I’ve been to a marvellous party. I didn’t personally see anyone swing from a chandelier, but it’s been good fun all the same.
I got up in Yerevan this morning thinking it was an ordinary day, but I was wrong. First of all, I was able for once to see the snow-capped peak of Mount Ararat, which is usually swathed in cloud.
It makes a difference to the feel of Yerevan when you can see Ararat; it adds a whole dimension somehow, providing a great hunk of nature 5,137 metres high to counter-balance all the man-made stuff of a city where modern architecture is dominant.
The obvious thing to do was to head for the Cascade to take some shots. I rode all the escalators to the top and after walking back down noticed that there were a lot of balloons to be seen. Oh well, I thought, perhaps they just like balloons in Yerevan.
After lunch in a favourite eatery, I asked the waitress whether anything special was happening in the city today.
“It’s Yerevan’s birthday,” she said. Goodness. So what age is the dear old thing? A quick look at the city’s website reveals that she is 2,797 years old. We don’t make capital cities that old in Western Europe.
Off to Republic Square to see what is happening there. Usually this central square is full of bumper to bumper traffic going nowhere. Today it is closed to traffic and cyclists and pedestrians can wander at will.

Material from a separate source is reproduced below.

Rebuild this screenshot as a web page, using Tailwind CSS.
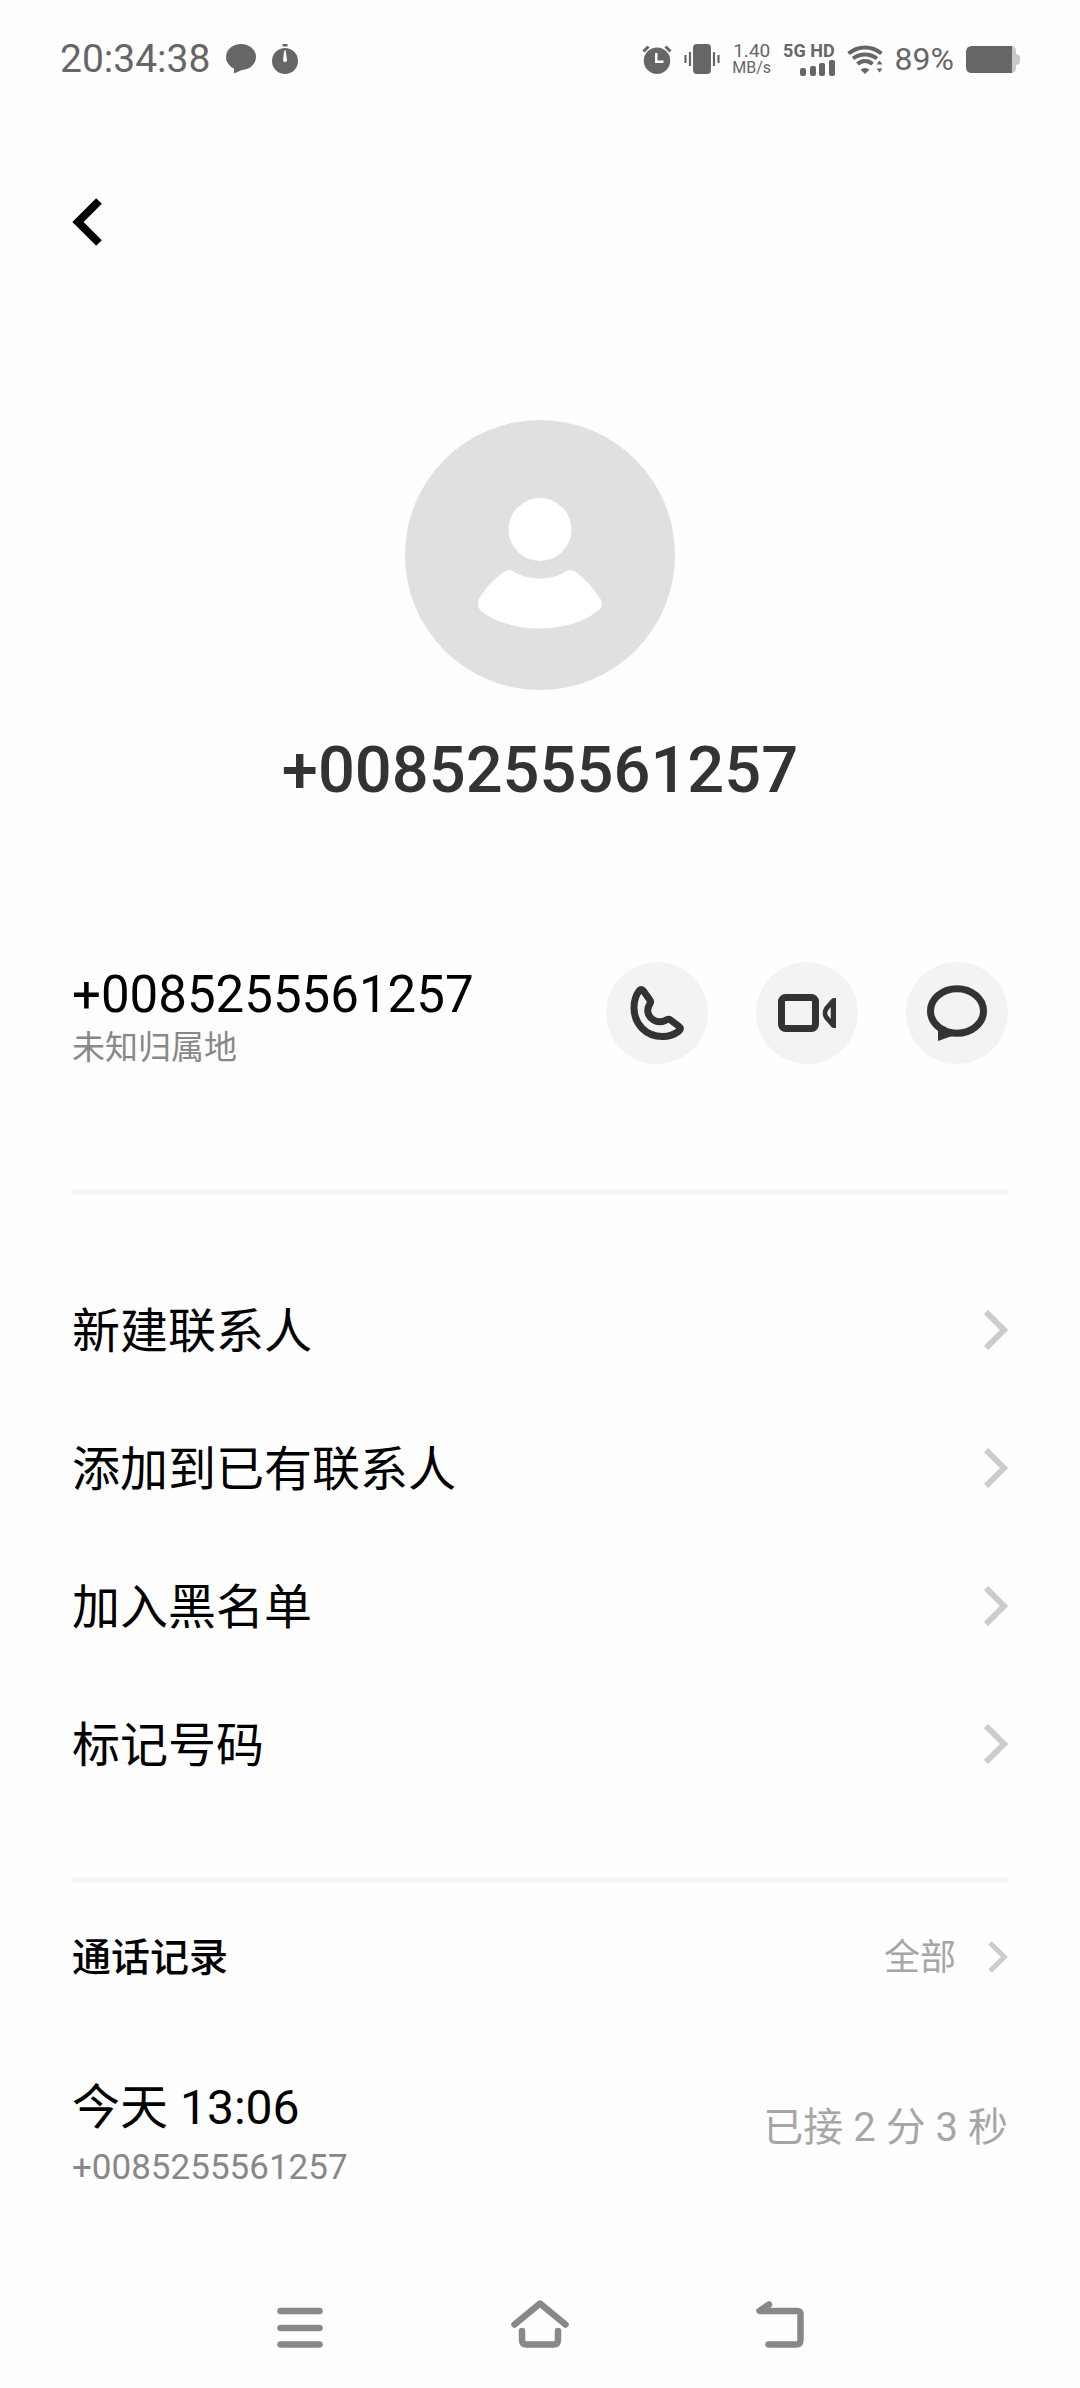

Some places that are usually oases of peace and calm are still tranquil oases. There are no balloons at the Blue Mosque on Mashtots avenue.
Still, a general mood of partying is in the air. Just outside the opera house is a rock concert and elsewhere jazz is on offer. I feel privileged to be here and how very right that the sun is shining and that Mount Ararat gives its blessing.